Sarà proprio vero che nella vita serve un pizzico di fortuna. Ne sa qualcosa il cancelliere Olaf Scholz, che da quando ha ereditato la carica dalla longeva Angela Merkel sembra passare da una piaga d’Egitto all’altra. La locomotiva d’Europa ha smesso di correre e trainare il resto del continente. Anzi, l’economia tedesca se la sta passando forse peggio di tutte in questi mesi. La crisi energetica la colpisce in misura imponente e, soprattutto, contribuisce a smantellare quel modello tedesco orgogliosamente costruito in decenni di pazienza teutonica.

Sta saltando tutto, forse gran parte di quel duro lavoro è andato già irreparabilmente perduto.

Economia tedesca nell’era globalizzazione

La Germania si riunificò nel 1990, ereditando il peso di una ex DDR praticamente in ginocchio sul piano economico e morale. Anziché mettersi le mani tra i capelli per i danni da riparare, colse l’occasione per rilanciare l’economia tedesca. Come? Sfruttando come mai prima i mercati internazionali. Puntando anche sulla manovalanza a basso costo dei Laender orientali, consolidò la sua macchina dell’export.
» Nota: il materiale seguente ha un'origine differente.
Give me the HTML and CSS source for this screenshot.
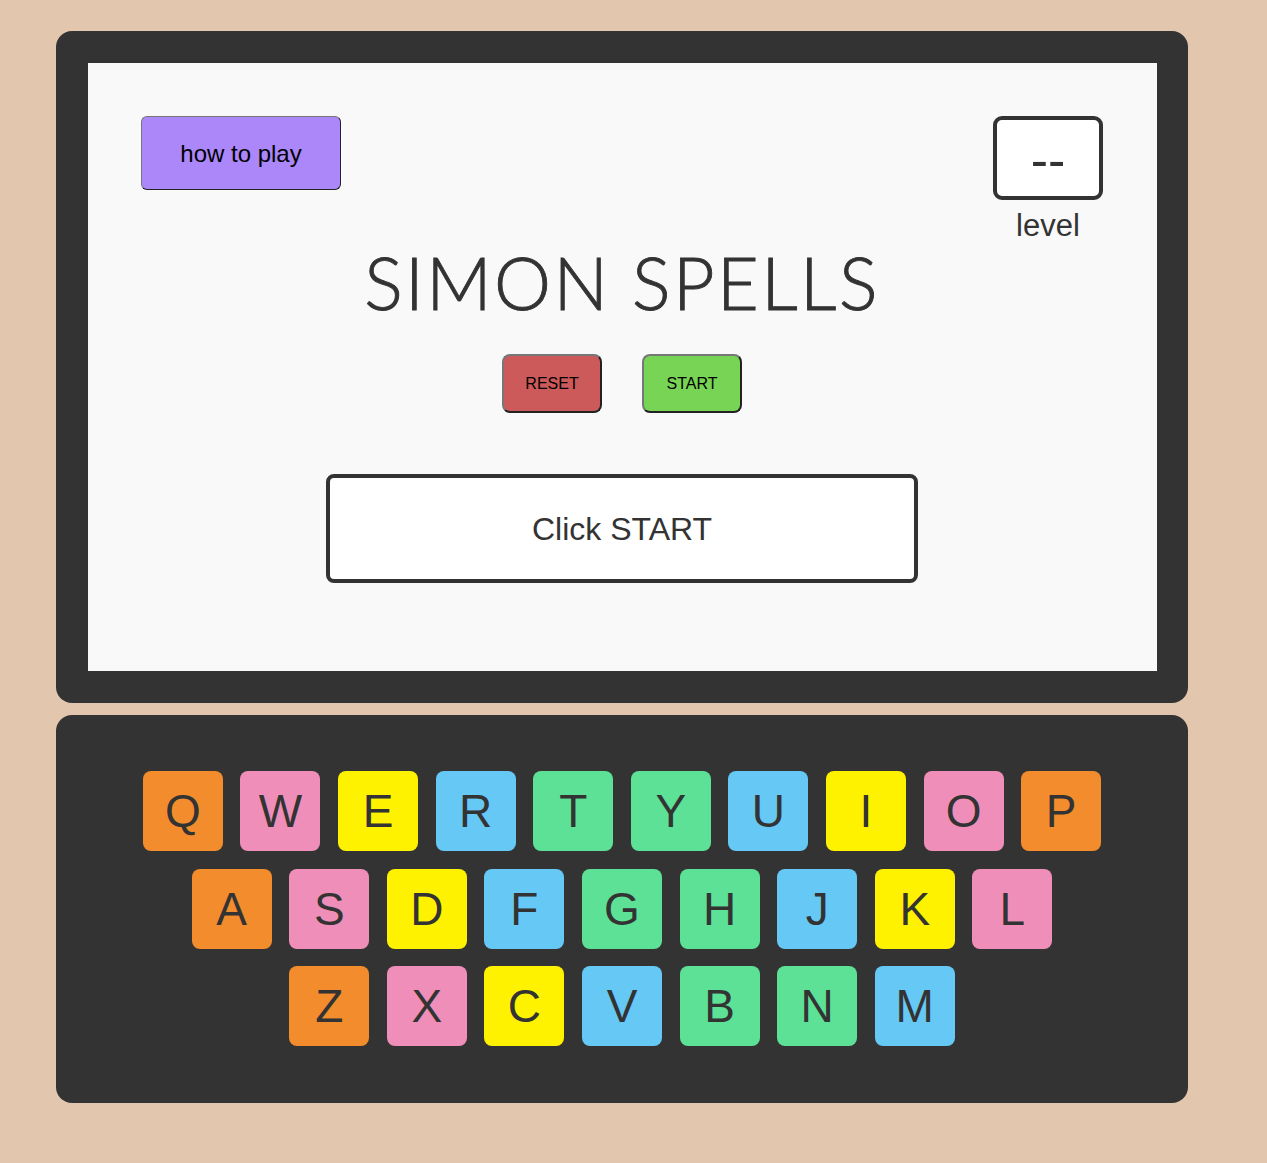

Tutto ciò richiedeva, però, tre pilastri fondamentali: allacciare buone relazioni diplomatiche con il resto del mondo; puntare sulla globalizzazione, vale a dire sui mercati aperti; importare le materie prime a basso costo dalla Russia.
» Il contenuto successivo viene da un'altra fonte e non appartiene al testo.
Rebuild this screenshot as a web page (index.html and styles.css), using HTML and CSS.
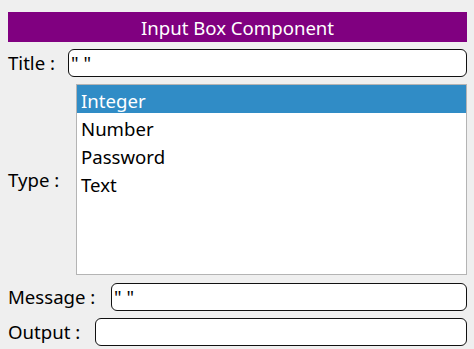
FILE: index.html
```html
<!DOCTYPE html>
<html>
<head>
    <title>Input Box Component</title>
    <link rel="stylesheet" href="styles.css">
</head>
<body>
    <div class="app">
        <div class="header">Input Box Component</div>

        <!-- Title -->
        <div class="row">
            <label class="label label-title">Title :</label>
            <div class="field">" "</div>
        </div>

        <!-- Type list -->
        <div class="row row-list">
            <label class="label label-type">Type :</label>
            <ul class="list">
                <li class="selected">Integer</li>
                <li>Number</li>
                <li>Password</li>
                <li>Text</li>
            </ul>
        </div>

        <!-- Message -->
        <div class="row">
            <label class="label label-message">Message :</label>
            <div class="field">" "</div>
        </div>

        <!-- Output -->
        <div class="row">
            <label class="label label-output">Output :</label>
            <div class="field"></div>
        </div>
    </div>
</body>
</html>
```

FILE: styles.css
```css
html, body {
    margin: 0;
    padding: 0;
    background-color: #efefef;
}

body {
    font-family: "Noto Sans", "Open Sans", sans-serif;
    font-size: 18.6px;
    color: #000;
}

.app {
    display: flex;
    flex-direction: column;
    gap: 7px;
    padding: 12px 7px 0 8px;
}

.header {
    height: 30px;
    line-height: 32px;
    background-color: #800080;
    color: #fff;
    text-align: center;
}

.row {
    display: flex;
    align-items: center;
    height: 28px;
}

.row-list {
    height: 191px;
    margin-bottom: 1px;
}

.label {
    flex: none;
    line-height: 30px;
}

.label-title { width: 60px; }
.label-type { width: 68px; }
.label-message { width: 103px; }
.label-output { width: 87px; }

.field {
    flex: 1;
    box-sizing: border-box;
    height: 28px;
    line-height: 26px;
    padding: 0 2px;
    background: #fff;
    border: 1px solid #111;
    border-radius: 6px;
}

.list {
    flex: 1;
    box-sizing: border-box;
    height: 191px;
    margin: 0;
    padding: 0;
    list-style: none;
    background: #fff;
    border: 1px solid #b4b4b4;
}

.list li {
    height: 28px;
    line-height: 31px;
    padding-left: 4px;
}

.list li.selected {
    background-color: #308cc6;
    color: #fff;
}
```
Il primo e terzo pilastro furono alzati quasi spontaneamente. Già con la divisione in blocchi, l’allora Germania Ovest aveva intrapreso la cosiddetta Ostpolitik, cioè si guardava anche ad est, pur essendo pienamente inserita nel campo occidentale. Con la caduta dell’Unione Sovietica, l’infittirsi delle relazioni commerciali con Mosca divenne quasi naturale. Il resto fu benedetto dalla stessa America. La costruzione della globalizzazione economica e finanziaria era iniziata già con Ronald Reagan e fu completata con Bill Clinton.
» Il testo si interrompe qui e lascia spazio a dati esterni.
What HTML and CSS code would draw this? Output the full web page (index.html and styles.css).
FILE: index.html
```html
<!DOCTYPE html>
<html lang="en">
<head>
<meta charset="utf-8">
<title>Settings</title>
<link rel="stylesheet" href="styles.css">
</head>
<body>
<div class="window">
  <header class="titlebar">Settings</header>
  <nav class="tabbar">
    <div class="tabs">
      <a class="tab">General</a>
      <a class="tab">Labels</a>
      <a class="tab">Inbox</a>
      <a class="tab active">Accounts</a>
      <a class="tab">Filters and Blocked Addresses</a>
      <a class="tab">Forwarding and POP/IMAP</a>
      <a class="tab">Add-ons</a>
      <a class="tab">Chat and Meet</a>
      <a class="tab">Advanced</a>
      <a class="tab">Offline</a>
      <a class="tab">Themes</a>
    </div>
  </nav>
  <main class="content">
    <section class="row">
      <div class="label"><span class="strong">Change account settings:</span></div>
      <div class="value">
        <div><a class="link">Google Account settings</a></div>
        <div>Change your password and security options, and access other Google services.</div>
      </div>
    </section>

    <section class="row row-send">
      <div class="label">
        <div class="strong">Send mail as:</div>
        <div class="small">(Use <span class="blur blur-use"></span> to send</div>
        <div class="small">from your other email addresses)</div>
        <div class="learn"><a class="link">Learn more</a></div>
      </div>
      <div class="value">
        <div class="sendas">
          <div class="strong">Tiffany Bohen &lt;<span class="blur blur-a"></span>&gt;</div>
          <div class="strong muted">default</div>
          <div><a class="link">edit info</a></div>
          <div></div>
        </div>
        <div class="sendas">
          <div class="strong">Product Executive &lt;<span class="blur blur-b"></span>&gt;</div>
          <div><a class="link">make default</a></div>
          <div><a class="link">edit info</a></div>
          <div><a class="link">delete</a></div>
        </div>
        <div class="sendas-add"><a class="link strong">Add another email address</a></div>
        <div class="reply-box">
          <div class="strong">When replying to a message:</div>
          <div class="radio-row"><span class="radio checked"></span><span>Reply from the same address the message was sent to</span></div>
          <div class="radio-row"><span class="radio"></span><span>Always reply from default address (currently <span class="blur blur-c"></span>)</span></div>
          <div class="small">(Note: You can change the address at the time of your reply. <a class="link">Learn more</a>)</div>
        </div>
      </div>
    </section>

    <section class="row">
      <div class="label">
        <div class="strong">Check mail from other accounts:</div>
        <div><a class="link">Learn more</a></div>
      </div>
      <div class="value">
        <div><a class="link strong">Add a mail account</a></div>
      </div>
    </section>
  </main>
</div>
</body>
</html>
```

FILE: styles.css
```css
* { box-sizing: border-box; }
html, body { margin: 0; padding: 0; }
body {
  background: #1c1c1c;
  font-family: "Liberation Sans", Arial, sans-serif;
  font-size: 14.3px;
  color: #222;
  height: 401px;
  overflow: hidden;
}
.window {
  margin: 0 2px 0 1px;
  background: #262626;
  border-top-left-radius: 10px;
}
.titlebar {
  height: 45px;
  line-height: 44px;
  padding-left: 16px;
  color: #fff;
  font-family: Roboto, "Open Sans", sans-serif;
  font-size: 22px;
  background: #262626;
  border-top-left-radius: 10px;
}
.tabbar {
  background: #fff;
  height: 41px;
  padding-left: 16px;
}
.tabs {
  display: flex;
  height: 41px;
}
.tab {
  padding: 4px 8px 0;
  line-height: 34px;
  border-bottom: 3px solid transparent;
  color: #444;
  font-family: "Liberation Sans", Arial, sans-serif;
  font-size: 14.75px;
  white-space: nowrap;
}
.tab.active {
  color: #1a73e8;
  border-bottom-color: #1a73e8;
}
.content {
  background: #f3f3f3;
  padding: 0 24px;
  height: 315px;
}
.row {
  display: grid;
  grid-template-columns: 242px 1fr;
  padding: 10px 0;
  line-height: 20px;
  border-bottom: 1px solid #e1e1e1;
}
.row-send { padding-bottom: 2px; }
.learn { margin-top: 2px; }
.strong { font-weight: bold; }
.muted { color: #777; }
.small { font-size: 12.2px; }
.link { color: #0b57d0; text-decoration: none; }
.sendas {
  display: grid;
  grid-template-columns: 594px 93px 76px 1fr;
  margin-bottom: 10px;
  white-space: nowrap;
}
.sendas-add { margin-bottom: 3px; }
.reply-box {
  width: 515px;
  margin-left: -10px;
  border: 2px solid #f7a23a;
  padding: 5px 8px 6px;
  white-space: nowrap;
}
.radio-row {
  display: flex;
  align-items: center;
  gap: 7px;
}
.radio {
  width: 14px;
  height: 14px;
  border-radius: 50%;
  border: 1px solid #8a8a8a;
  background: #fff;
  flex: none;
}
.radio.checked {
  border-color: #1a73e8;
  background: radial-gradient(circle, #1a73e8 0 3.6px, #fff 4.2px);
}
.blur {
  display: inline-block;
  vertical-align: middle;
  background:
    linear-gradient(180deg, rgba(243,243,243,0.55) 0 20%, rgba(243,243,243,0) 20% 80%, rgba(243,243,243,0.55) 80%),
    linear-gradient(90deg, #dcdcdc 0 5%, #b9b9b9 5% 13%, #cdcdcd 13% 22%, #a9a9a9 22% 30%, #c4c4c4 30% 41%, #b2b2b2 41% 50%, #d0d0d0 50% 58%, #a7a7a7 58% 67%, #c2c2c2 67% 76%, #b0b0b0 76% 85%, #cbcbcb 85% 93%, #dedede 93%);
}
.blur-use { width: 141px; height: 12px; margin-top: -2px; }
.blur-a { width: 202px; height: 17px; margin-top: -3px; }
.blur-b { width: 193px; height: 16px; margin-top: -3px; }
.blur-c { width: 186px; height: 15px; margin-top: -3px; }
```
L’economia tedesca a tratti arrancò per il forte peso dell’arretratezza dell’ex DDR, ma si rilanciò con l’euro e le esportazioni nel resto del mondo.

Fu così che prima della pandemia raggiunse un avanzo commerciale di oltre cinque volte quello di inizio anni Novanta. In termini di PIL, oltre l’8%. In altre parole, la Germania fabbricava e vendeva a tutti, ricchi e poveri. Verso i soli USA riusciva a maturare un avanzo commerciale di 70 miliardi di dollari. Si capisce perfettamente perché Berlino era diventata bersaglio facile dell’amministrazione Trump tra dazi minacciati e imposti.

Il tracollo tra imprevisti e nuovo ordine mondiale

I tedeschi pensarono di averla scampata con la vittoria di Joe Biden nel novembre 2020. Credettero che la “guerra” commerciale con la Cina sarebbe venuta meno e che si sarebbero mantenute quelle relazioni basilari tra gli stati essenziali per conservare la globalizzazione. Non aveva previsto che la Casa Bianca avrebbe non solo mantenuto quasi intatti i dazi anti-cinesi dell’era Trump, ma che avrebbe aperto un secondo fronte bellico con la Russia.

Se già la pandemia aveva messo in crisi le catene di produzione lunghe, minacciando proprio uno dei pilastri del miracolo tedesco, adesso l’intera costruzione su cui questo si è retto per decenni è semi-crollata. Le importazioni dalla Russia dovranno essere praticamente minimizzate e fine del gas a basso costo. D’altra parte, lo stesso mercato cinese sta venendo meno, visto che Pechino fa parte dell’orbita geopolitica a noi avversa. Non solo l’economia tedesca non riesce più a produrre a costi competitivi, ma ha difficoltà a trovare mercati di sbocco credibili per il medio-lungo termine.

E questo è un problema serissimo per un paese, che in tutti gli ultimi anni aveva quasi snobbato le criticità dell’Eurozona, ritenendo che esse non la riguardassero. Berlino ha sottovalutato il fastidio con cui gli USA da tempo assistevano all’ascesa dell’Eurozona germano-centrica sul piano commerciale per via di una valuta – l’euro – giudicata sottovalutata per gli standard tedeschi.

Washington sapeva che l’unico modo per piegare l’area sarebbe stato di colpire al suo cuore: l’economia tedesca. E pazienza se, riuscendoci, il cambio euro-dollaro sia sprofondato sotto la parità. Almeno stavolta è sintomatico di una crisi quasi d’identità del continente.